OK, I read "reusing a torqued gasket is what tears out threads", I can see overtightening a torqued gasket is what tears out threads. I guess the exact same thing only different. Thank ya'll for clearing me up.
 
You can re-use my '83 GS750ES gasket quite a few times. It will weep as much as it did when it was new. I only got new ones when they got hard. They are incredibly thick. The shoulder bolts makes the gasket float between the top cover and the head. You cannot squeeze the gasket past the shoulder bolts. Good in theory, bad in execution. ;)
 
Hi Guys, sorry for the lack of replies. i have been away. anyways i was hoping to hear of an off brand that works well. i have a 76 KZ900 Kawasaki and they want over $100 for an OEM gasket.
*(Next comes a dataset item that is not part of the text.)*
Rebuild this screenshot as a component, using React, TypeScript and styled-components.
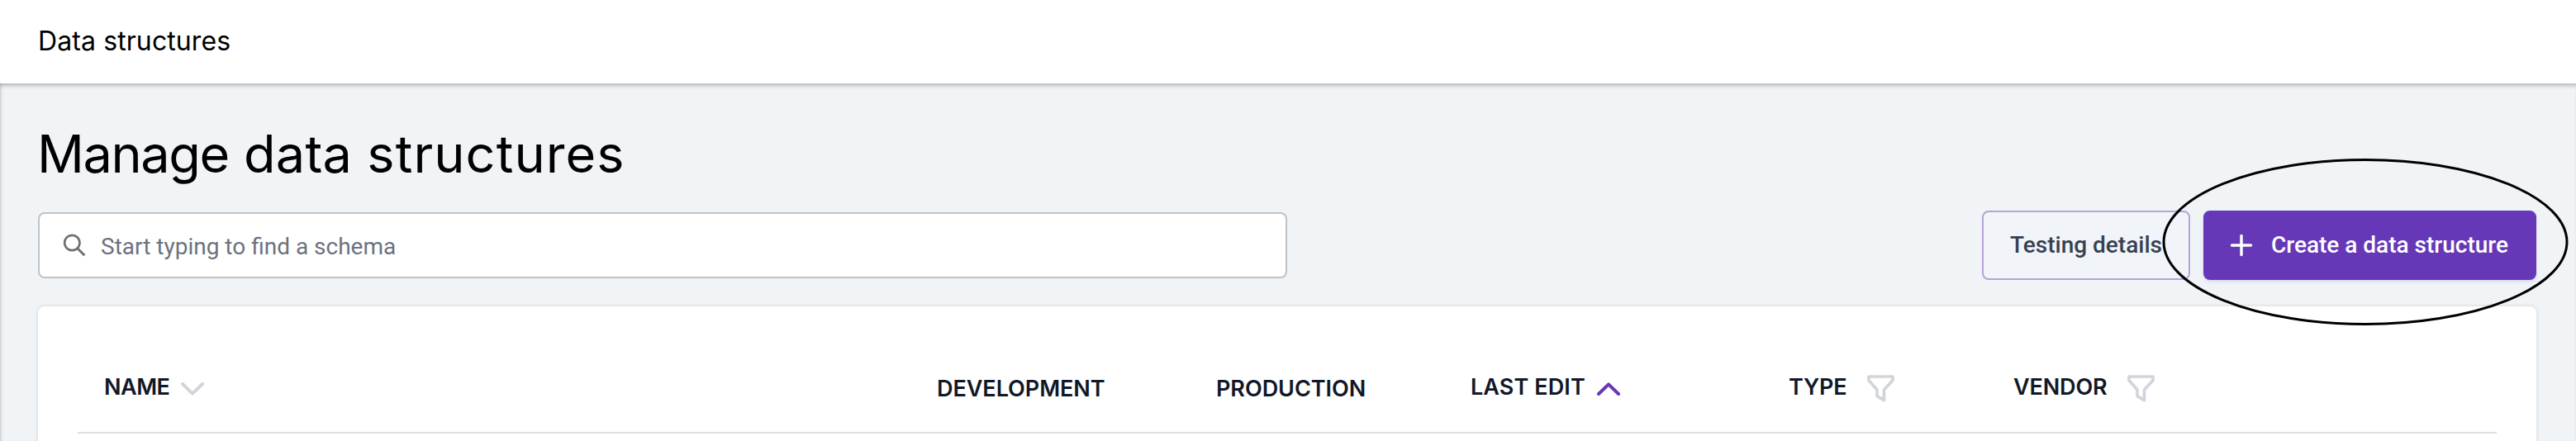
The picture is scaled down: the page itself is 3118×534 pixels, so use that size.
import React from 'react';
import styled, { createGlobalStyle } from 'styled-components';

const GlobalStyle = createGlobalStyle`
  *, *::before, *::after { box-sizing: border-box; }
  body {
    margin: 0;
    overflow: hidden;
    background: #f0f4f7;
    font-family: Roboto, "Liberation Sans", sans-serif;
  }
  svg { display: block; flex: none; }
`;

const Page = styled.div`
  display: flex;
  flex-direction: column;
  height: 534px;
  overflow: hidden;
`;

const TopBar = styled.header`
  display: flex;
  align-items: center;
  flex: none;
  height: 101px;
  padding: 0 46px 2px;
  background: #fff;
`;

const Crumb = styled.span`
  font-family: Inter, Roboto, sans-serif;
  font-size: 32px;
  line-height: 41px;
  letter-spacing: 0.1px;
  color: #000;
`;

const Main = styled.main`
  display: flex;
  flex-direction: column;
  flex: 1;
  min-height: 0;
  padding: 45px 48px 0 46px;
  background: #f0f4f7;
  box-shadow: inset 0 5px 4px -2px rgba(0, 0, 0, 0.22), inset 4px 0 4px -3px rgba(0, 0, 0, 0.16);
`;

const Title = styled.h1`
  flex: none;
  margin: 0 0 29px -1px;
  font-family: Inter, Roboto, sans-serif;
  font-size: 63px;
  font-weight: 400;
  line-height: 80px;
  word-spacing: 0.5px;
  color: #000;
`;

const Word = styled.span<{ $tracking: number }>`
  letter-spacing: ${(p) => p.$tracking}px;
`;

const Toolbar = styled.div`
  display: flex;
  flex: none;
  align-items: center;
  justify-content: space-between;
  height: 84px;
`;

const SearchBox = styled.label`
  display: flex;
  align-items: center;
  gap: 18px;
  width: 1512px;
  height: 80px;
  padding: 0 28px;
  border: 2px solid #c2c2c2;
  border-radius: 8px;
  background: #fff;
`;

const SearchInput = styled.input`
  flex: 1;
  height: 40px;
  padding: 2px 0 0;
  border: 0;
  outline: 0;
  background: transparent;
  font: 400 28px Roboto, "Liberation Sans", sans-serif;
  &::placeholder {
    color: #6b7280;
    opacity: 1;
  }
`;

const Actions = styled.div`
  position: relative;
  display: flex;
  gap: 16px;
`;

const Button = styled.button<{ $primary?: boolean }>`
  display: flex;
  align-items: center;
  gap: 22px;
  height: 84px;
  padding: 0 ${(p) => (p.$primary ? '32px 1px 30px' : '32px 1px')};
  width: ${(p) => (p.$primary ? '403px' : '252px')};
  border: 2px solid ${(p) => (p.$primary ? '#6638b8' : '#b5a3d9')};
  border-radius: 8px;
  background: ${(p) => (p.$primary ? '#6638b8' : '#f1f4f8')};
  color: ${(p) => (p.$primary ? '#fff' : '#374151')};
  box-shadow: ${(p) => (p.$primary ? '0 2px 4px rgba(102, 56, 184, 0.14)' : 'none')};
  font: 500 28px/40px Roboto, "Liberation Sans", sans-serif;
  white-space: nowrap;
`;

const Highlight = styled.svg`
  position: absolute;
  top: -64px;
  left: 218px;
  pointer-events: none;
`;

const Card = styled.section`
  flex: none;
  height: 220px;
  margin-top: 32px;
  padding: 0 48px;
  border-radius: 8px;
  background: #fff;
  box-shadow: 0 0 4px rgba(30, 20, 60, 0.16);
`;

const HeaderRow = styled.div`
  display: grid;
  grid-template-columns: 1008px 338px 308px 385px 272px 1fr;
  align-items: center;
  height: 154px;
  padding-top: 43px;
  border-bottom: 2px solid #dfdfdf;
`;

const HeaderCell = styled.div<{ $lowered?: boolean }>`
  display: flex;
  align-items: center;
  height: 40px;
  padding: ${(p) => (p.$lowered ? '4px' : '0')} 0 0 32px;
`;

const Label = styled.span<{ $width: number; $tracking: number }>`
  width: ${(p) => p.$width}px;
  font-family: Inter, Roboto, sans-serif;
  font-size: 27px;
  font-weight: 600;
  line-height: 36px;
  letter-spacing: ${(p) => p.$tracking}px;
  color: #111827;
  white-space: nowrap;
`;

const IconSlot = styled.span`
  padding-top: 4px;
`;

const SearchIcon = () => (
  <svg width="28" height="28" viewBox="0 0 28 28" fill="none" stroke="#6f6f6f" strokeWidth="2.7">
    <circle cx="11.3" cy="11" r="9.2" />
    <path d="M17.8 17.8L26.3 26.3" strokeWidth="3" />
  </svg>
);

const PlusIcon = () => (
  <svg width="28" height="28" viewBox="0 0 28 28" fill="none" stroke="#fff" strokeWidth="3.4" strokeLinecap="round">
    <path d="M14 2.5V25.5M2.5 14H25.5" />
  </svg>
);

const Chevron = ({ up }: { up?: boolean }) => (
  <svg
    width="28"
    height="16"
    viewBox="0 0 28 16"
    fill="none"
    stroke={up ? '#6638b8' : '#d1d5db'}
    strokeWidth="4"
    strokeLinecap="round"
    strokeLinejoin="round"
  >
    <path d={up ? 'M2 14L14 2.4L26 14' : 'M2 2L14 13.6L26 2'} />
  </svg>
);

const FilterIcon = () => (
  <svg width="33" height="33" viewBox="0 0 33 33" fill="none" stroke="#d1d5db" strokeWidth="3.7" strokeLinejoin="round">
    <path d="M1.9 2H31V6.6L20.4 18V30.6L12 25.6V18L1.9 6.6Z" />
  </svg>
);

type Column = { label: string; width: number; tracking: number; icon?: React.ReactNode };

const columns: Column[] = [
  { label: 'NAME', width: 93, tracking: -0.5, icon: <Chevron /> },
  { label: 'DEVELOPMENT', width: 204, tracking: -0.05 },
  { label: 'PRODUCTION', width: 182, tracking: -0.05 },
  { label: 'LAST EDIT', width: 153, tracking: 0.1, icon: <Chevron up /> },
  { label: 'TYPE', width: 95, tracking: -0.2, icon: <FilterIcon /> },
  { label: 'VENDOR', width: 138, tracking: -0.15, icon: <FilterIcon /> },
];

export default function App() {
  return (
    <Page>
      <GlobalStyle />
      <TopBar>
        <Crumb>Data structures</Crumb>
      </TopBar>
      <Main>
        <Title>
          <Word $tracking={-1.4}>Manage</Word> <Word $tracking={0.2}>data</Word>{' '}
          <Word $tracking={1.1}>structures</Word>
        </Title>
        <Toolbar>
          <SearchBox>
            <SearchIcon />
            <SearchInput placeholder="Start typing to find a schema" />
          </SearchBox>
          <Actions>
            <Button>Testing details</Button>
            <Button $primary>
              <PlusIcon />
              Create a data structure
            </Button>
            <Highlight width="492" height="204" viewBox="0 0 492 204" fill="none">
              <ellipse cx="246" cy="102" rx="244" ry="99.5" stroke="#000" strokeWidth="3" />
            </Highlight>
          </Actions>
        </Toolbar>
        <Card>
          <HeaderRow>
            {columns.map((c) => (
              <HeaderCell key={c.label} $lowered={!c.icon}>
                <Label $width={c.width} $tracking={c.tracking}>
                  {c.label}
                </Label>
                {c.icon && <IconSlot>{c.icon}</IconSlot>}
              </HeaderCell>
            ))}
          </HeaderRow>
        </Card>
      </Main>
    </Page>
  );
}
It seams that i will have to go that route. , thanks for the responses. I am somewhat surprised that some are having success putting grease on a gasket. it just seams so wrong when grease is normally used to reduce friction. But in the end, what ever works , right.
 
Hi Guys, sorry for the lack of replies. i have been away. anyways i was hoping to hear of an off brand that works well. i have a 76 KZ900 Kawasaki and they want over $100 for an OEM gasket. It seams that i will have to go that route. , thanks for the responses. I am somewhat surprised that some are having success putting grease on a gasket. it just seams so wrong when grease is normally used to reduce friction. But in the end, what ever works , right.

It surprised me too when first reading about people greasing gaskets. But I tried it on my clutch cover gasket using WD40 and it didn't leak a drop, nor did the gasket appear wet anywhere along the seam.